A recent report that modeled the impacts of a Chinese blockade of Taiwan showed severe ramifications. According to this report, a blockade followed by Western sanctions on China would result in a $5 trillion loss of global gross domestic product.

U.S. GDP would decline by about 3.3%, while China’s would fall by 8.9%.

Of course, an authoritarian society such as China doesn’t have to worry as much about economic pain, because the rulers of China don’t have to deal with elections. Chinese leaders can, however, be overthrown. And if Xi does overestimate his chances and fries his economy in the process, he might be removed from power. But China has endured much in the name of making political points.

Taiwan produces roughly 46% of the world’s semiconductors. These are the computer chips that make most modern technology run. A blockade of Taiwan would break the supply chain for semiconductors, with negative downstream impacts on just about every other industry, including the automotive industry. This could send Western economies spiraling into a recession.

China knows this.

Beijing’s strategists would see a blockade as a calculated risk. Their opponents who would be forced to kowtow like the tributaries of old to the new Chinese emperor, Xi Jinping.
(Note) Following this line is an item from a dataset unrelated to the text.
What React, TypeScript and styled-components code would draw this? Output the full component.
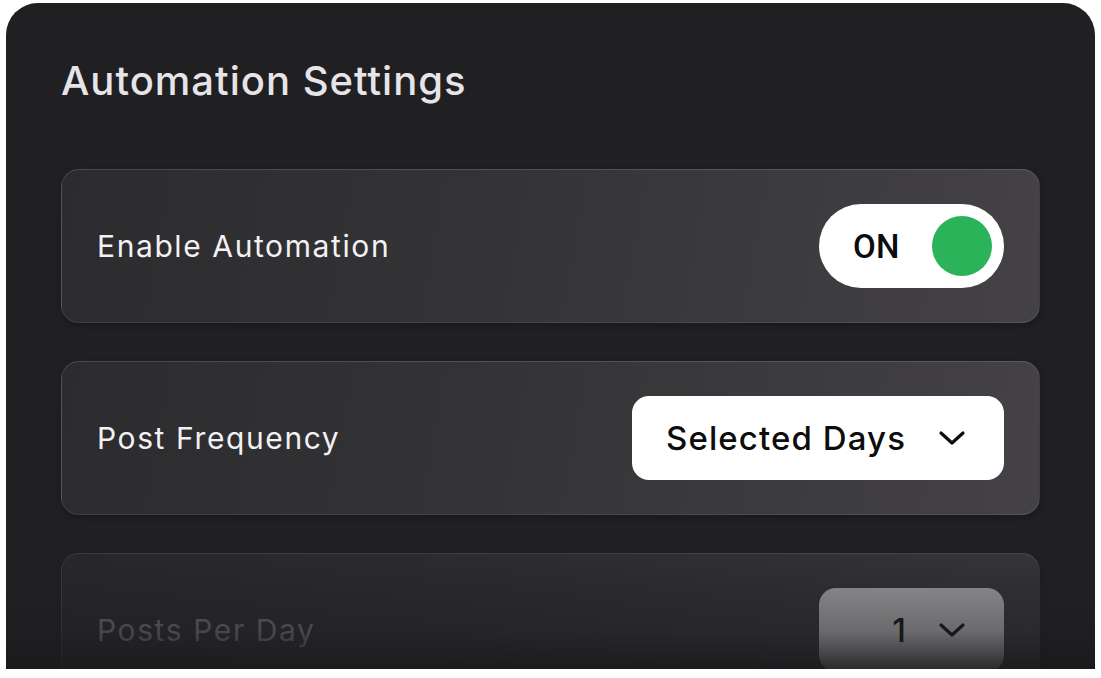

Otherwise, their access to high-tech devices would be decimated, and their economies would take years to recover.

China’s goal would be to keep hostilities between itself and the West just under the threshold of total war, while still achieving its goal of collapsing Taiwan’s democratically elected government and reabsorbing the island fully into the PRC without major military challenges from Taiwan’s supporters.

Yes, a blockade is technically an act of war under international law. But that did not stop the John F. Kennedy administration from imposing one around Cuba during the 1962 Cuban Missile Crisis. The world played along for fear of what might happen if they did not. Similarly, whatever the world says about blockades being acts of war, will any of the major powers risk retaliation against China? Or will they attempt diplomatic solutions with economic inducements?

The latter is more likely. That is precisely why Beijing might prefer the slow strangulation of Taiwan rather than a sudden, bolt-from-the-blue attack.

What Would the West Do?

As for retaliation from the Western alliance, it’s true that the United States could (and should) work with its allies to conduct a greater blockade of the Malacca Strait, where much of China’s goods travel through on their way to Chinese ports.

Yet for the last several years, Xi has striven to make China resilient to sanctions and blockades. That is why the parks of some major cities in China have been converted into farmland. It’s why Xi’s government has taken actions to consolidate state control over strategic Chinese business ventures, even though the moves are economically damaging.

China Aircraft Carrier

This also explains the growing trade alliance between China and Russia, a major commodities exporter and another nation under pressure from the West.

Of course, the blockade of Taiwan will not be the end of problems. Beijing’s ultimate goal will be to invade, but only after they’ve weakened the country and made the population so desperate that it will essentially welcome any reprieve from the brutal blockade.

Such a strategy, while still risky, would be the one to watch out for. It brings to the forefront all of China’s hybrid warfare techniques. The West may be in for a protracted crisis – one that stymies its ability to respond with overwhelming force, and methodically pursues a Chinese victory.